Open banking's a gift, not a threat
Open banking represents a large opportunity to innovate and transform the scope and scale of the whole financial services industry. Once a few strong ideas find success and gain traction in the market, consumers will start adopting the technology and open banking will really take off.
To reap the benefits of open banking, banks need to embrace the new regulations and view them as an opportunity rather than a threat.
The pace of change is quicker now that businesses have had to eliminate manual and paper-based processes almost overnight. Businesses coping in the pandemic have the urgent need to eliminate these processes and are looking to their banks to help them implement them quickly. Paper-based and manual processes that don’t work anymore for most businesses — such as physically walking into a bank branch to submit business data or sending and receiving paper checks from the headquarters — are the processes that "ERP banking" can automate.
This has effectively catapulted ERP banking toward becoming a mission-critical service. ERP to bank integration enables organizations to automate manual processes, such as data entry. Not only does this increase data accuracy and provide better insight, but it also allows you to reduce dependency on the internal workforce, enabling you to divert that all-important resource to analysis and value-added activities.
Banks had long-term innovation goals before, but no one expected they were going to have to implement them so quickly. The pandemic has pushed banks to suddenly push forward with their innovation goals.
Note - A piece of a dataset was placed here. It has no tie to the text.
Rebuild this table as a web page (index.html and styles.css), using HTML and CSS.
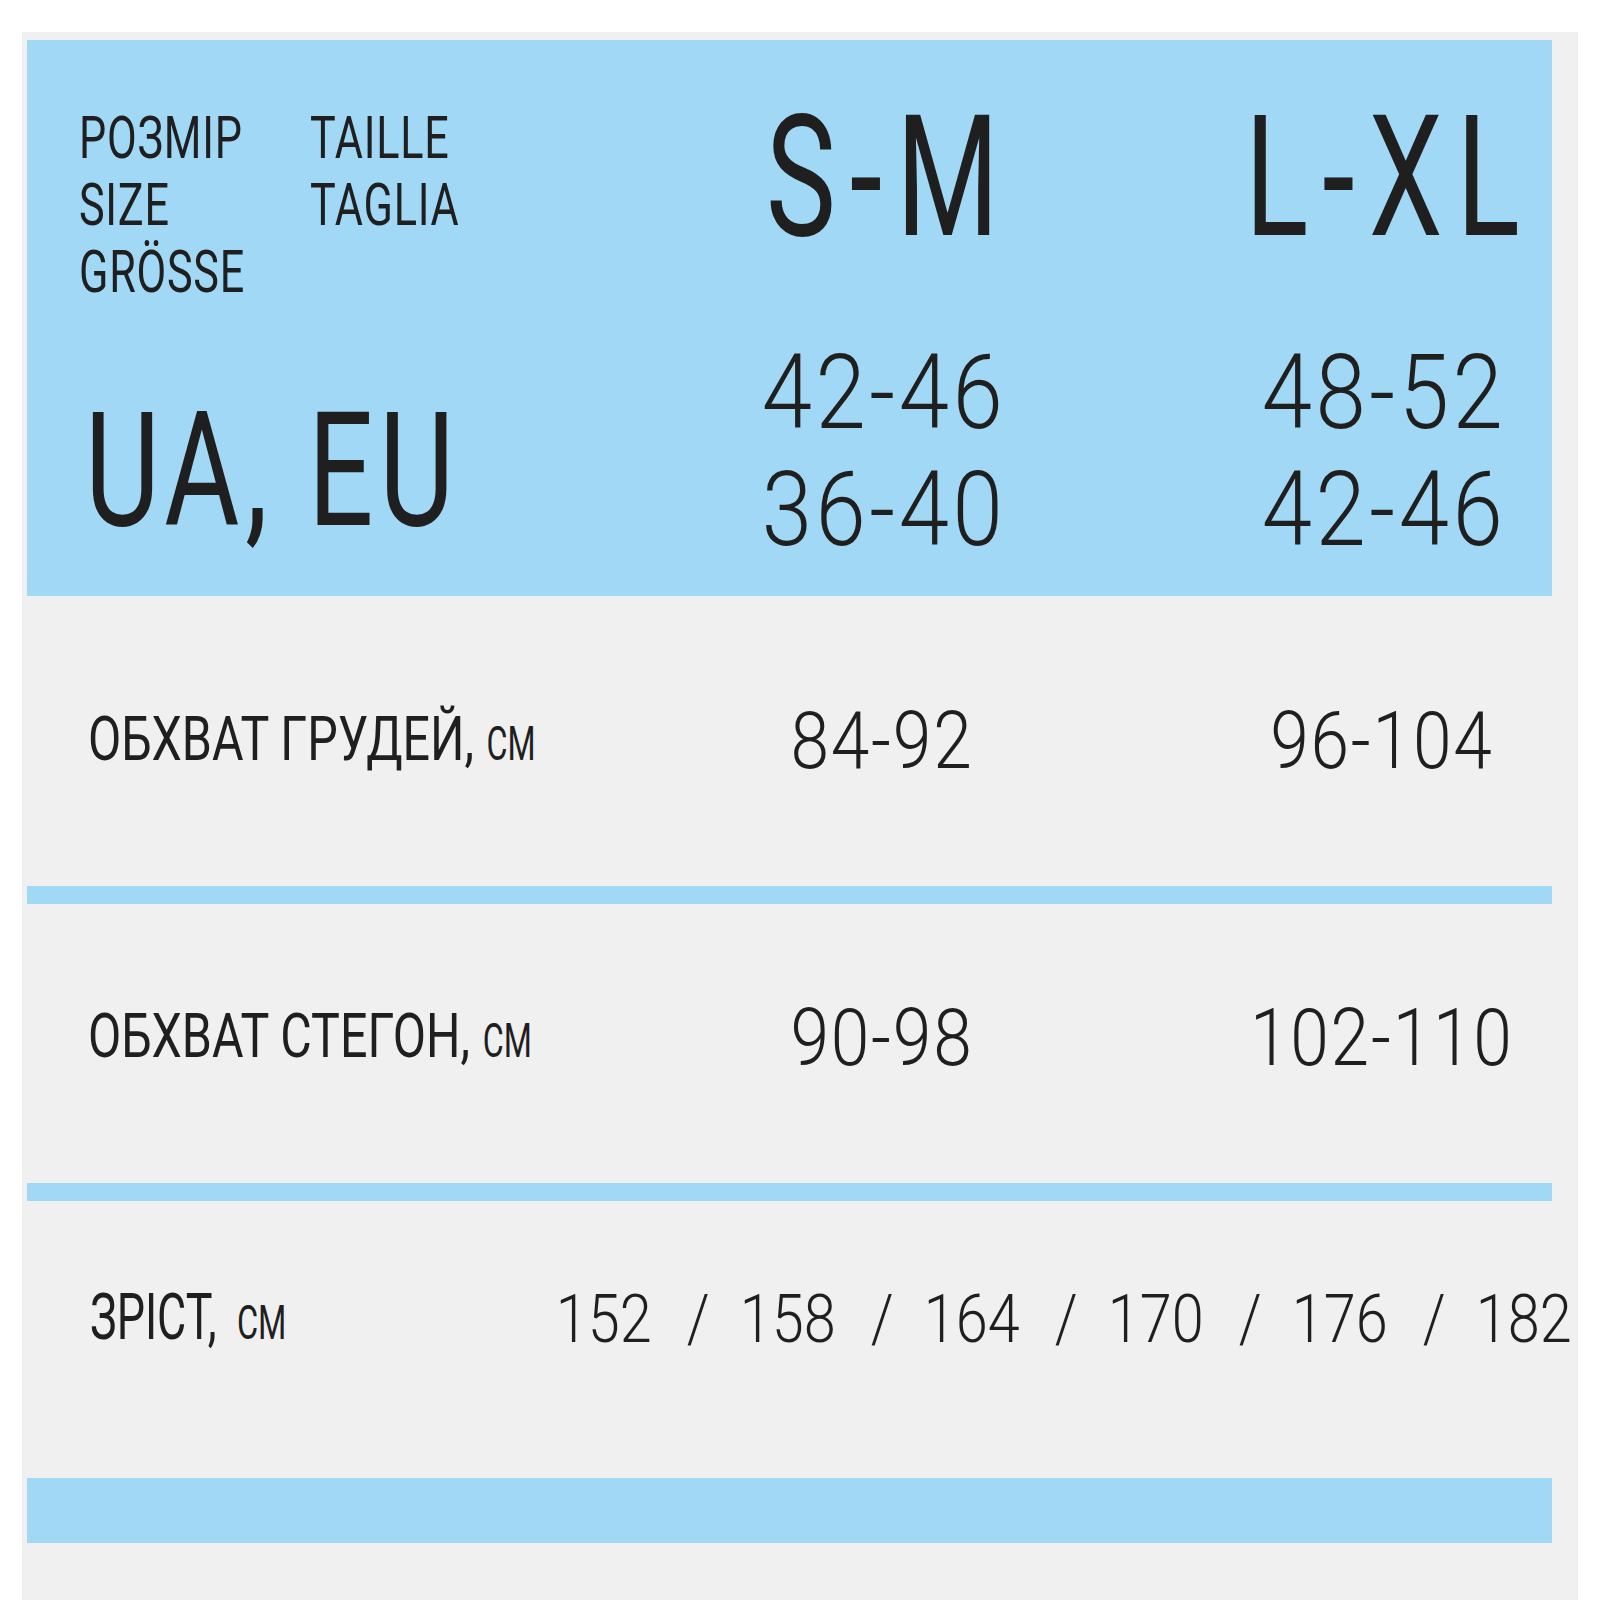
FILE: index.html
```html
<!DOCTYPE html>
<html lang="uk">
<head>
<meta charset="utf-8">
<title>Розмірна сітка</title>
<link rel="stylesheet" href="styles.css">
</head>
<body>
<div class="sheet">
  <section class="header">
    <div class="hcol-label">
      <div class="labels">
        <div class="lab-col">
          <div class="lab"><span class="sq">РОЗМІР</span></div>
          <div class="lab"><span class="sq">SIZE</span></div>
          <div class="lab"><span class="sq">GRÖSSE</span></div>
        </div>
        <div class="lab-col">
          <div class="lab"><span class="sq">TAILLE</span></div>
          <div class="lab"><span class="sq">TAGLIA</span></div>
        </div>
      </div>
      <div class="region"><span class="sq">UA, EU</span></div>
    </div>
    <div class="hcol-size">
      <div class="size"><span class="sq">S-M</span></div>
      <div class="eu-group">
        <div class="eu"><span class="sq">42-46</span></div>
        <div class="eu"><span class="sq">36-40</span></div>
      </div>
    </div>
    <div class="hcol-size right">
      <div class="size"><span class="sq">L-XL</span></div>
      <div class="eu-group">
        <div class="eu"><span class="sq">48-52</span></div>
        <div class="eu"><span class="sq">42-46</span></div>
      </div>
    </div>
  </section>

  <section class="row row-chest">
    <div class="row-label"><span class="sq">ОБХВАТ ГРУДЕЙ,<span class="unit">СМ</span></span></div>
    <div class="row-val"><span class="sq">84-92</span></div>
    <div class="row-val right"><span class="sq">96-104</span></div>
  </section>
  <div class="stripe"></div>

  <section class="row row-hips">
    <div class="row-label"><span class="sq">ОБХВАТ СТЕГОН,<span class="unit">СМ</span></span></div>
    <div class="row-val"><span class="sq">90-98</span></div>
    <div class="row-val right"><span class="sq">102-110</span></div>
  </section>
  <div class="stripe"></div>

  <section class="row-height">
    <div class="row-label"><span class="sq">ЗРІСТ,<span class="unit">СМ</span></span></div>
    <div class="heights">
      <div class="hv num"><span class="sq">152</span></div>
      <div class="hv"><span class="sq">/</span></div>
      <div class="hv num"><span class="sq">158</span></div>
      <div class="hv"><span class="sq">/</span></div>
      <div class="hv num"><span class="sq">164</span></div>
      <div class="hv"><span class="sq">/</span></div>
      <div class="hv num"><span class="sq">170</span></div>
      <div class="hv"><span class="sq">/</span></div>
      <div class="hv num"><span class="sq">176</span></div>
      <div class="hv"><span class="sq">/</span></div>
      <div class="hv num"><span class="sq">182</span></div>
    </div>
  </section>
  <div class="bottom"></div>
</div>
</body>
</html>
```

FILE: styles.css
```css
body {
  margin: 0;
  background: #ffffff;
  font-family: Roboto, "Liberation Sans", sans-serif;
  font-weight: 400;
  color: #1f1f1f;
}

.sheet {
  margin: 32px 0 0 22px;
  width: 1556px;
  box-sizing: border-box;
  padding: 8px 26px 57px 5px;
  background: #f0f0f0;
}

.sq {
  display: inline-block;
  transform-origin: left center;
  white-space: nowrap;
}

/* header */
.header {
  background: #a1d8f5;
  height: 556px;
  display: grid;
  grid-template-columns: 655px 400px 470px;
}

.hcol-label {
  padding: 64px 0 0 52px;
}

.labels {
  display: flex;
}

.lab-col {
  width: 231px;
}

.lab {
  font-size: 60px;
  line-height: 67px;
  height: 67px;
  white-space: nowrap;
}

.lab .sq {
  transform: scaleX(0.72);
  letter-spacing: 1px;
}

.region {
  margin-top: 86px;
  margin-left: 6px;
  font-size: 160px;
  line-height: 160px;
  white-space: nowrap;
}

.region .sq {
  transform: scaleX(0.72);
  letter-spacing: 8px;
}

.hcol-size {
  padding-top: 51px;
  text-align: center;
}

.hcol-size.right {
  padding-left: 130px;
}

.size {
  font-size: 168px;
  line-height: 173px;
  padding-left: 14px;
}

.size .sq {
  margin: 0 -60px;
  transform: scaleX(0.7);
  transform-origin: center;
  letter-spacing: 20px;
}

.eu-group {
  margin-top: 70px;
}

.eu {
  font-size: 103px;
  line-height: 117px;
  padding-left: 4px;
  font-weight: 300;
}

.eu .sq {
  transform: scaleX(0.88);
  transform-origin: center;
  letter-spacing: 4px;
}

/* rows */
.row {
  display: grid;
  grid-template-columns: 655px 400px 470px;
  align-items: center;
  box-sizing: border-box;
}

.row-chest {
  height: 290px;
}

.row-hips {
  height: 279px;
  padding-bottom: 10px;
}

.stripe {
  height: 18px;
  background: #a1d8f5;
}

.row-label {
  padding-left: 61px;
  font-size: 62px;
  line-height: 62px;
  white-space: nowrap;
}

.row-label .sq {
  transform: scaleX(0.78);
}

.unit {
  display: inline-block;
  font-size: 48px;
  margin-left: 16px;
  transform: scaleX(0.86);
  transform-origin: left center;
}

.row-val {
  font-size: 79px;
  line-height: 79px;
  text-align: center;
  font-weight: 300;
}

.row-val .sq {
  transform: scaleX(0.88);
  transform-origin: center;
  letter-spacing: 2px;
}

.row-val.right {
  padding-left: 130px;
}

.row-height {
  display: flex;
  align-items: center;
  height: 277px;
  padding-bottom: 40px;
  box-sizing: border-box;
}

.row-height .row-label {
  flex: none;
  width: 533px;
  box-sizing: border-box;
  padding-left: 63px;
  font-size: 65px;
  line-height: 65px;
}

.row-height .row-label .sq {
  transform: scaleX(0.69);
}

.row-height .unit {
  margin-left: 30px;
  transform: scaleX(0.98);
}

.heights {
  display: flex;
  flex: none;
}

.hv {
  flex: none;
  width: 92px;
  text-align: center;
  font-size: 67px;
  line-height: 67px;
  font-weight: 300;
}

.hv .sq {
  transform: scaleX(0.86);
  transform-origin: center;
}

.hv.num .sq {
  transform: translateX(-12px) scaleX(0.86);
}

.bottom {
  height: 65px;
  background: #a1d8f5;
}
```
New technology breeds new technologies. People are consuming new experiences and doing so more efficiently, allowing both existing players and new entrants to prosper. Applying these new technologies can enhance all banks’ capabilities and deliver on the expectations of these increasingly tech-savvy consumers. In addition, startup activity tends to increase after a significant economic event (i.e., the global pandemic and resulting economic depression), and the innovations started in those early recovery periods typically become anchors for the next economic cycle. So I think we will see an uptick in fintech startup activity and as a result, more innovative and customer-centric business banking experiences.